Typical phenomenology of psychedelics and empathogens; what it tends to feel like
- Classic psychedelics: Often outwardly engaging — colors intensify, patterns breathe, music can feel textured and vast. Thought associations loosen; awe and/or fear can arise.
- Ketamine: More internal and cocoon-like. Visuals may be subtler; many people feel a gentle distance from the body (dissociation) and a kinder vantage point on difficult thoughts. This inwardness is why we at Lumin Health pare back input (eye mask, curated music, privacy) and keep the room quiet.
- MDMA: Typically emotional openness more than visuals — reduced defensiveness, warmth, and easier access to hard topics, which can support talk-based work.
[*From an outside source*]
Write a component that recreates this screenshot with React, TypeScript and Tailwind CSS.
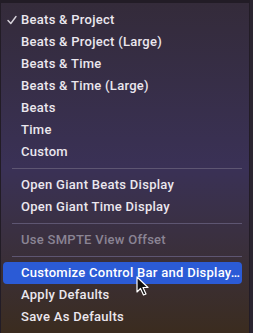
import { Fragment } from "react";

type Item = {
    label: string;
    checked?: boolean;
    disabled?: boolean;
    active?: boolean;
};

const groups: Item[][] = [
    [
        { label: "Beats & Project", checked: true },
        { label: "Beats & Project (Large)" },
        { label: "Beats & Time" },
        { label: "Beats & Time (Large)" },
        { label: "Beats" },
        { label: "Time" },
        { label: "Custom" },
    ],
    [
        { label: "Open Giant Beats Display" },
        { label: "Open Giant Time Display" },
    ],
    [{ label: "Use SMPTE View Offset", disabled: true }],
    [
        { label: "Customize Control Bar and Display…", active: true },
        { label: "Apply Defaults" },
        { label: "Save As Defaults" },
    ],
];

function Check() {
    return (
        <svg width="10" height="10" viewBox="0 0 10 10" className="absolute left-[4px] top-[6px]">
            <path d="M1 5.5 L3.8 8.5 L9 1.5" fill="none" stroke="#d8d4dc" strokeWidth="1.4" strokeLinecap="round" strokeLinejoin="round" />
        </svg>
    );
}

function Cursor() {
    return (
        <svg
            width="14"
            height="20"
            viewBox="0 0 14 20"
            className="absolute left-[133px] top-[14px]"
        >
            <path
                d="M1 1 L1 16 L4.5 12.5 L7.5 19 L10 18 L7 11.5 L12 11.5 Z"
                fill="#111"
                stroke="#fff"
                strokeWidth="1.2"
                strokeLinejoin="round"
            />
        </svg>
    );
}

export default function App() {
    return (
        <div className="w-[253px] h-[333px] bg-[#2a2430] overflow-hidden">
            <div className="h-[333px] w-[250px] border-t-[3px] border-l border-r border-[#221c26] bg-gradient-to-b from-[#342b3a] via-[#3a3156] to-[#3b2c1f] pt-[6px] font-['Roboto',sans-serif] text-[13px] font-medium tracking-[0.28px]">
                {groups.map((group, gi) => (
                    <Fragment key={gi}>
                        {gi > 0 && (
                            <div className="mx-[11px] my-[5px] h-px w-[230px] bg-[#5e5672]" />
                        )}
                        {group.map((item) => (
                            <div
                                key={item.label}
                                className={
                                    item.active
                                        ? "relative ml-[2px] mr-[7px] flex h-[22px] items-center whitespace-nowrap rounded-[4px] bg-[#2b5bd6] pl-[18px] text-white"
                                        : "relative ml-[2px] mr-[7px] flex h-[22px] items-center whitespace-nowrap pl-[18px] " +
                                          (item.disabled ? "text-[#8a8494]" : "text-[#ebe7ee]")
                                }
                            >
                                {item.checked && <Check />}
                                {item.label}
                                {item.active && <Cursor />}
                            </div>
                        ))}
                    </Fragment>
                ))}
            </div>
        </div>
    );
}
For those familiar with traditional psychedelic compounds, ketamine may feel like it’s in the same neighborhood, but living in a different house — recognizably altered, but guided inward.
Session length and logistics
- Classic psychedelics: Commonly 4–8 hours (route- and dose-dependent), which can mean dedicating most of a day and a specific environment.
- Ketamine therapy: The intense phase is usually ~40–70 minutes, with 30–60 minutes of re-orientation. Many patients appreciate the shorter arc because it fits with work and caregiving. We often plan psychotherapy or behavioral support during the neuroplasticity window to help new learning “stick.”
- Esketamine (Spravato): Delivered in a REMS-governed Spravato clinic, typically twice weekly early on, then tapered. As of January 2025, esketamine can also be used as monotherapy (without a coinciding antidepressant) for certain adults with treatment-resistant depression (previously it had to be used alongside an antidepressant medication), which increases care-planning flexibility.
Where research and approval status stand — and why Lumin Health is cautious
- Esketamine (Spravato): FDA-approved for specific depressive disorders and provided under clinical monitoring; labeling outlines safety, abuse/diversion risk, and program requirements that clinics must follow.
- Classic psychedelics (psilocybin/LSD/DMT/iboga): Active clinical trials continue, but no FDA approval for depression as of today; state-level reforms do not equal federal approval for medical use. This means that safety and risk management exercises have not been adequately demonstrated as of yet and these compounds are still regarded as federally illegal with no medical use identified.
- MDMA-assisted therapy: The FDA issued a Complete Response Letter in 2024 declining approval and later publicly released its rationale. Research is ongoing.
Why our caution? Because responsible care balances promise with proof. We track the data closely and revise protocols when the evidence — and the regulators — support a change. Until then, we anchor on what’s approved, safe, and realistically accessible for people seeking ketamine therapy or ketamine for depression.
FAQs
Why is ketamine shorter?
Mechanism and route. Ketamine’s pharmacology and typical dosing produce a brief, intense arc — often under two hours including re-orientation — compared with the multi-hour course common with psilocybin or LSD. Practically, that means ketamine treatment can be scheduled into real life and repeated in a series, with post-dose time protected for rest or therapy during the neuroplasticity window.
Where does MDMA fit?
MDMA is generally described as an empathogen — it tends to enhance openness and connection with fewer visuals. Clinical interest remains high, but the FDA has not approved MDMA-assisted therapy; regulators highlighted safety and methodological concerns in 2024–2025 documents; it remains federally illegal with no clear medical use. If that changes, Lumin Health will evaluate how to deliver it within a medically rigorous, patient-centered model similar to our Spravato clinic.
Choosing what treatment fits you
You don’t need a perfect label to heal. What matters is fit: the right mechanism for your biology, the right environment for your nervous system, and the right follow-through for your goals. For many, ketamine’s “different house” offers a shorter, inward-leaning path with medical guardrails — either as off-label ketamine therapy or as esketamine in a Spravato program.